Inny znajomy znowu, w
związku z Moją Świętą Wojną…, obraził się chyba na mnie. Stwierdził, że pieprzę
głupoty i uszy już więdną od tego. Wyszło z tego, że ciągle tam biadolę i
błagam dobrych ludzi, żeby zaczęli myśleć. Czepiam się ciągle przy tym, że tak
chętnie ludzie gadają o żarciu, piciu, dupczeniu..., a o głupocie nie chcą, o
mądrości też, o cnotach wiary zupełnie jakoś rozprawiać nie chcą, choć
większość z nas co niedziela rączki w kościele składa.
Pomyślałem, zgoda,
niech się znajomy obraża! Nie po to idę na wojnę z Głupotą, żeby się pośmiać
przy stole. Idę na wojnę z Głupotą, żeby z Głupotą walczyć!
Nikt chyba nie
zaprzeczy, że dzisiaj fajniejsze, lepsze, piękniejsze etc. wio… jest auto
prosto z salonu niż takaż książka z księgarni; że dzisiaj o niebo jest lepiej
mieć kasę niż odrobinę rozumu, co, jak Żyć, podpowiada!
Nikt chyba nie
zaprzeczy, że dzisiaj łatwiej jest błysnąć jakąś wykwintną potrawą, niż
przeczytaną książką czy niegłupim cytatem.
Idąc więc na tę Moją
Świętą Wojnę z Głupotą, umieściłem na Fb kroplę swoich myśli. Tym, co na Fb nie
trafią, zapisuję treść:
Myśli
o pieniądzach i dobrach
materialnych
starania i wyrzeczenia
w czasie ich zdobywania
oraz samo ich posiadanie
bardziej uzależniają
i ogłupiają ludzi,
niż najlepszy narkotyk
w najczystszej postaci!
MaW
I chcę tu jasno
ogłosić, wykrzyczeć, napisać, powiedzieć… – wdzięczny jestem wszystkim, bo wszyscy Życia mnie uczą.
Co
z tego, że niektórzy uczą mnie jak nie-Żyć?
Tak
bardzo się jednak starają, żeby mi dobrze pokazać wszelkie życiowe zaułki, w których
łatwo się zgubić i właśnie za ich starania muszę być wdzięczy!
I
jestem!
Proponuję przy tym
posłuchać piosenki zespołu Pod Budą Na całość i
proponuję kazanie księdza Pawlukiewicza Żew tym życiu to nam życia ciągle mało.
Przyznaję się przed
Wami, że pseudo ze mnie mądrala. Do tej pory nie znałem bowiem kazań księdza.

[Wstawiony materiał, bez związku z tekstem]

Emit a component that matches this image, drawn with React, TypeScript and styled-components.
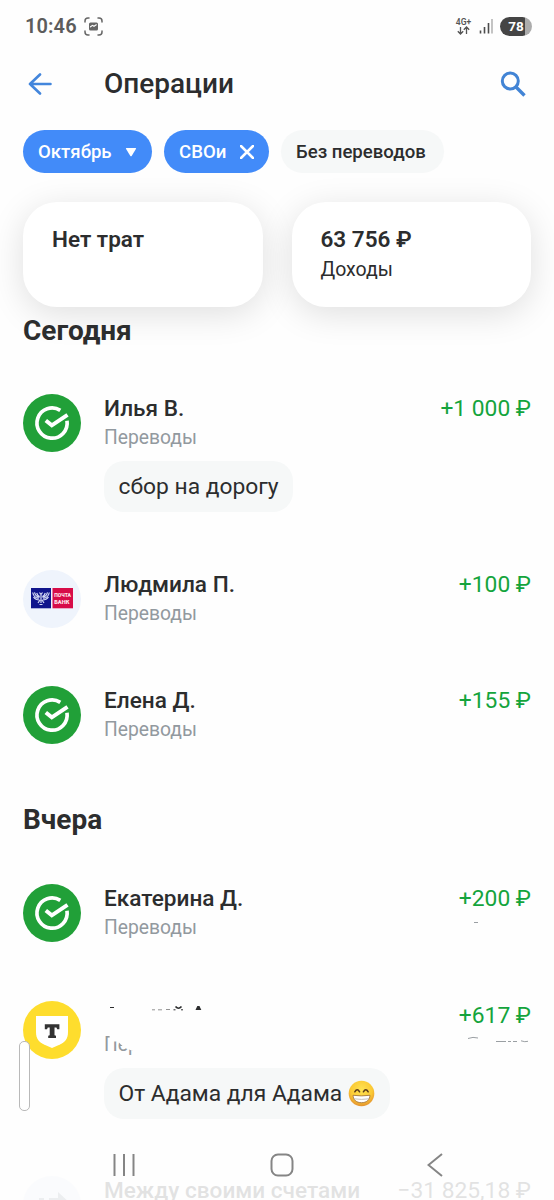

Dopiero przy szukaniu potwierdzenia swych myśli wpadłem, dosłownie wpadłem na
trop tegoż kapłana.
Dlatego stwierdzam raz
jeszcze, warto się trochę wysilić, żeby odrzucić w cholerę wątpliwy blichtr
współczesności i zadbać o pokarm dla duszy, bo ciało karmimy w nadmiarze!